■ **Given request**
Repeat each entry exactly and drop the pictures.

[BEGIN Excerpted records]

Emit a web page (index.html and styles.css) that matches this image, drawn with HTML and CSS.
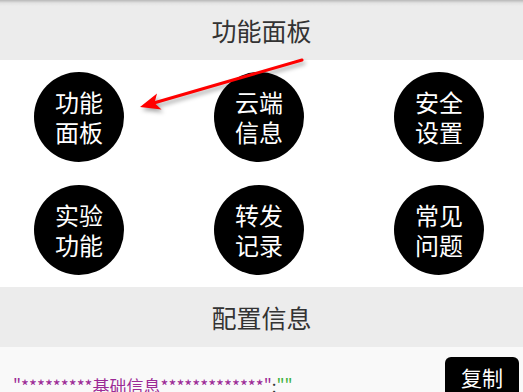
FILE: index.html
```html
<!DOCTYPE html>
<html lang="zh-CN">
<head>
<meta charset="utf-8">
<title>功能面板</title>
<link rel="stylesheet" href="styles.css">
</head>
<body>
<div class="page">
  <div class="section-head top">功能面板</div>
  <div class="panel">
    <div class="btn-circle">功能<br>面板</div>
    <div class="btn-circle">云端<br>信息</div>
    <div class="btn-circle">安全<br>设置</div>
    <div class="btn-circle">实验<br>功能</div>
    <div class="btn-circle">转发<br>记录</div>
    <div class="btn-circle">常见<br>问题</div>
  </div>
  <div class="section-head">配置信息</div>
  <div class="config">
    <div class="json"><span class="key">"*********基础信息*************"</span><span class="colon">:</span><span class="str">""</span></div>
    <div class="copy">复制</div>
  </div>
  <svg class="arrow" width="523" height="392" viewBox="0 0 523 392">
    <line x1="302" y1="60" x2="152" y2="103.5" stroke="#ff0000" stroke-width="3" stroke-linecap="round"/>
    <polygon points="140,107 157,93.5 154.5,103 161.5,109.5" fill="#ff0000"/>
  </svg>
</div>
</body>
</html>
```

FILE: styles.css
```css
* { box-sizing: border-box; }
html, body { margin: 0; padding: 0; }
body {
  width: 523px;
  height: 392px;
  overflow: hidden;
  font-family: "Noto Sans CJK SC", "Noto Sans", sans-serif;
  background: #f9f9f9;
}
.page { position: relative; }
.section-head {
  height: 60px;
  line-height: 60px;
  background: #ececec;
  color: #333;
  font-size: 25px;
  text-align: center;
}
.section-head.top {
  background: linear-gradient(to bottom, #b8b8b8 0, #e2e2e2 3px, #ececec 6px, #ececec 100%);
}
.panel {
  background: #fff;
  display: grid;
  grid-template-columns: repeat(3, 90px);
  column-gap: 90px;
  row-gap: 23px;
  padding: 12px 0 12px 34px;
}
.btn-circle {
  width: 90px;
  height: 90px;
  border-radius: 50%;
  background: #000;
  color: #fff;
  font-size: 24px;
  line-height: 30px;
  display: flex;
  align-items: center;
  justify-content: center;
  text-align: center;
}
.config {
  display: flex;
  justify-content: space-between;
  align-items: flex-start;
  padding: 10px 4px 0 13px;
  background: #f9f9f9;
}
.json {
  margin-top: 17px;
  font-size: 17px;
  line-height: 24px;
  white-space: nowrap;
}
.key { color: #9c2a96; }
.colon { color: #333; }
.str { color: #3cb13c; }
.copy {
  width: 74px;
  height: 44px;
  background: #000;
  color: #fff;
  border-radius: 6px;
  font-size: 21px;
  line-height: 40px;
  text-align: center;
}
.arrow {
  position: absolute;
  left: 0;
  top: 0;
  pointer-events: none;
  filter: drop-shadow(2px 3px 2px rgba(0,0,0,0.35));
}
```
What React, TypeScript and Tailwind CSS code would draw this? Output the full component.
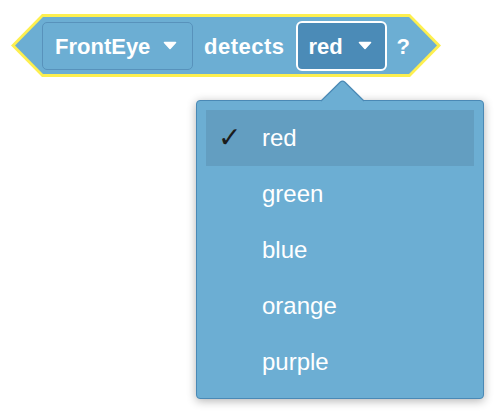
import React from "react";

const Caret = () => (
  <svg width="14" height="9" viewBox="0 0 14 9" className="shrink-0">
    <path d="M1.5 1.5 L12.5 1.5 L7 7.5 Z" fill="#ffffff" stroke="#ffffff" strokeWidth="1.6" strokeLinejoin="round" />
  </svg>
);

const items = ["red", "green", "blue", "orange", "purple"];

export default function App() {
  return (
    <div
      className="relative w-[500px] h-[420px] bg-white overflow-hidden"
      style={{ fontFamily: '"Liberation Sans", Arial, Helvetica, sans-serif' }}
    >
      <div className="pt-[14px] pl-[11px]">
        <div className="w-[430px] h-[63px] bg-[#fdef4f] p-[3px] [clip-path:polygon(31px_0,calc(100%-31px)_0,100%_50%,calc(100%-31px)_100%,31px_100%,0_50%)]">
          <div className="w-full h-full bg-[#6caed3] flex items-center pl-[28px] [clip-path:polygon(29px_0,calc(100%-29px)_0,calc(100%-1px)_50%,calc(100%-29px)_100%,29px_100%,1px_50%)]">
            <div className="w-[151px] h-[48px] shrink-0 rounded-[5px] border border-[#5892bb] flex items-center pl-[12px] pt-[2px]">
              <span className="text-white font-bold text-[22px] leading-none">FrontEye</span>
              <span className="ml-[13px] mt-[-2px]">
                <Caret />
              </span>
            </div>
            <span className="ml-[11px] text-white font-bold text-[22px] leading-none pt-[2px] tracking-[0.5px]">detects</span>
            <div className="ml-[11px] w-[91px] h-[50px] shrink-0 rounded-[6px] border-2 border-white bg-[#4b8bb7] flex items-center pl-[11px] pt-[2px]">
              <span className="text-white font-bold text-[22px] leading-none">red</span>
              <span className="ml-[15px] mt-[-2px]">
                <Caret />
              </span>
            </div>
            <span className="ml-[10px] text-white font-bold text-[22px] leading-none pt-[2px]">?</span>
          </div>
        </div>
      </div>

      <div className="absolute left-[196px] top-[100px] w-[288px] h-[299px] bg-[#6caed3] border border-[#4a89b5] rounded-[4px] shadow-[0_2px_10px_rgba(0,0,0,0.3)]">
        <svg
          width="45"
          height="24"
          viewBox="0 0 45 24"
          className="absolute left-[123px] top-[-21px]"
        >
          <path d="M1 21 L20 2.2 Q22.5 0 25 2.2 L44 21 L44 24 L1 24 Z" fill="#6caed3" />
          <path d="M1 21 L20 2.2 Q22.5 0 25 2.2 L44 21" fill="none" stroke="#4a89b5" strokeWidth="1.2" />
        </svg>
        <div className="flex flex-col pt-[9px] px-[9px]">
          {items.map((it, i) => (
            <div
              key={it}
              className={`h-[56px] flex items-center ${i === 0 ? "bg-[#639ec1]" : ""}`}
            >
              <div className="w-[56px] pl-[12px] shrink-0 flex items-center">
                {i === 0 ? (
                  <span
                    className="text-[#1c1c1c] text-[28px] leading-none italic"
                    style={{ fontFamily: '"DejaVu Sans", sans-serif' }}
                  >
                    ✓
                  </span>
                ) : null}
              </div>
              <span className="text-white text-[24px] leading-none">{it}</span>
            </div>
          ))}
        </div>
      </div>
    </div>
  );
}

[END Excerpted records]

■ **Output for this task**
Emit a web page (index.html and styles.css) that matches this image, drawn with HTML and CSS.
FILE: index.html
```html
<!DOCTYPE html>
<html lang="zh-CN">
<head>
<meta charset="utf-8">
<title>功能面板</title>
<link rel="stylesheet" href="styles.css">
</head>
<body>
<div class="page">
  <div class="section-head top">功能面板</div>
  <div class="panel">
    <div class="btn-circle">功能<br>面板</div>
    <div class="btn-circle">云端<br>信息</div>
    <div class="btn-circle">安全<br>设置</div>
    <div class="btn-circle">实验<br>功能</div>
    <div class="btn-circle">转发<br>记录</div>
    <div class="btn-circle">常见<br>问题</div>
  </div>
  <div class="section-head">配置信息</div>
  <div class="config">
    <div class="json"><span class="key">"*********基础信息*************"</span><span class="colon">:</span><span class="str">""</span></div>
    <div class="copy">复制</div>
  </div>
  <svg class="arrow" width="523" height="392" viewBox="0 0 523 392">
    <line x1="302" y1="60" x2="152" y2="103.5" stroke="#ff0000" stroke-width="3" stroke-linecap="round"/>
    <polygon points="140,107 157,93.5 154.5,103 161.5,109.5" fill="#ff0000"/>
  </svg>
</div>
</body>
</html>
```

FILE: styles.css
```css
* { box-sizing: border-box; }
html, body { margin: 0; padding: 0; }
body {
  width: 523px;
  height: 392px;
  overflow: hidden;
  font-family: "Noto Sans CJK SC", "Noto Sans", sans-serif;
  background: #f9f9f9;
}
.page { position: relative; }
.section-head {
  height: 60px;
  line-height: 60px;
  background: #ececec;
  color: #333;
  font-size: 25px;
  text-align: center;
}
.section-head.top {
  background: linear-gradient(to bottom, #b8b8b8 0, #e2e2e2 3px, #ececec 6px, #ececec 100%);
}
.panel {
  background: #fff;
  display: grid;
  grid-template-columns: repeat(3, 90px);
  column-gap: 90px;
  row-gap: 23px;
  padding: 12px 0 12px 34px;
}
.btn-circle {
  width: 90px;
  height: 90px;
  border-radius: 50%;
  background: #000;
  color: #fff;
  font-size: 24px;
  line-height: 30px;
  display: flex;
  align-items: center;
  justify-content: center;
  text-align: center;
}
.config {
  display: flex;
  justify-content: space-between;
  align-items: flex-start;
  padding: 10px 4px 0 13px;
  background: #f9f9f9;
}
.json {
  margin-top: 17px;
  font-size: 17px;
  line-height: 24px;
  white-space: nowrap;
}
.key { color: #9c2a96; }
.colon { color: #333; }
.str { color: #3cb13c; }
.copy {
  width: 74px;
  height: 44px;
  background: #000;
  color: #fff;
  border-radius: 6px;
  font-size: 21px;
  line-height: 40px;
  text-align: center;
}
.arrow {
  position: absolute;
  left: 0;
  top: 0;
  pointer-events: none;
  filter: drop-shadow(2px 3px 2px rgba(0,0,0,0.35));
}
```
What React, TypeScript and Tailwind CSS code would draw this? Output the full component.
import React from "react";

const Caret = () => (
  <svg width="14" height="9" viewBox="0 0 14 9" className="shrink-0">
    <path d="M1.5 1.5 L12.5 1.5 L7 7.5 Z" fill="#ffffff" stroke="#ffffff" strokeWidth="1.6" strokeLinejoin="round" />
  </svg>
);

const items = ["red", "green", "blue", "orange", "purple"];

export default function App() {
  return (
    <div
      className="relative w-[500px] h-[420px] bg-white overflow-hidden"
      style={{ fontFamily: '"Liberation Sans", Arial, Helvetica, sans-serif' }}
    >
      <div className="pt-[14px] pl-[11px]">
        <div className="w-[430px] h-[63px] bg-[#fdef4f] p-[3px] [clip-path:polygon(31px_0,calc(100%-31px)_0,100%_50%,calc(100%-31px)_100%,31px_100%,0_50%)]">
          <div className="w-full h-full bg-[#6caed3] flex items-center pl-[28px] [clip-path:polygon(29px_0,calc(100%-29px)_0,calc(100%-1px)_50%,calc(100%-29px)_100%,29px_100%,1px_50%)]">
            <div className="w-[151px] h-[48px] shrink-0 rounded-[5px] border border-[#5892bb] flex items-center pl-[12px] pt-[2px]">
              <span className="text-white font-bold text-[22px] leading-none">FrontEye</span>
              <span className="ml-[13px] mt-[-2px]">
                <Caret />
              </span>
            </div>
            <span className="ml-[11px] text-white font-bold text-[22px] leading-none pt-[2px] tracking-[0.5px]">detects</span>
            <div className="ml-[11px] w-[91px] h-[50px] shrink-0 rounded-[6px] border-2 border-white bg-[#4b8bb7] flex items-center pl-[11px] pt-[2px]">
              <span className="text-white font-bold text-[22px] leading-none">red</span>
              <span className="ml-[15px] mt-[-2px]">
                <Caret />
              </span>
            </div>
            <span className="ml-[10px] text-white font-bold text-[22px] leading-none pt-[2px]">?</span>
          </div>
        </div>
      </div>

      <div className="absolute left-[196px] top-[100px] w-[288px] h-[299px] bg-[#6caed3] border border-[#4a89b5] rounded-[4px] shadow-[0_2px_10px_rgba(0,0,0,0.3)]">
        <svg
          width="45"
          height="24"
          viewBox="0 0 45 24"
          className="absolute left-[123px] top-[-21px]"
        >
          <path d="M1 21 L20 2.2 Q22.5 0 25 2.2 L44 21 L44 24 L1 24 Z" fill="#6caed3" />
          <path d="M1 21 L20 2.2 Q22.5 0 25 2.2 L44 21" fill="none" stroke="#4a89b5" strokeWidth="1.2" />
        </svg>
        <div className="flex flex-col pt-[9px] px-[9px]">
          {items.map((it, i) => (
            <div
              key={it}
              className={`h-[56px] flex items-center ${i === 0 ? "bg-[#639ec1]" : ""}`}
            >
              <div className="w-[56px] pl-[12px] shrink-0 flex items-center">
                {i === 0 ? (
                  <span
                    className="text-[#1c1c1c] text-[28px] leading-none italic"
                    style={{ fontFamily: '"DejaVu Sans", sans-serif' }}
                  >
                    ✓
                  </span>
                ) : null}
              </div>
              <span className="text-white text-[24px] leading-none">{it}</span>
            </div>
          ))}
        </div>
      </div>
    </div>
  );
}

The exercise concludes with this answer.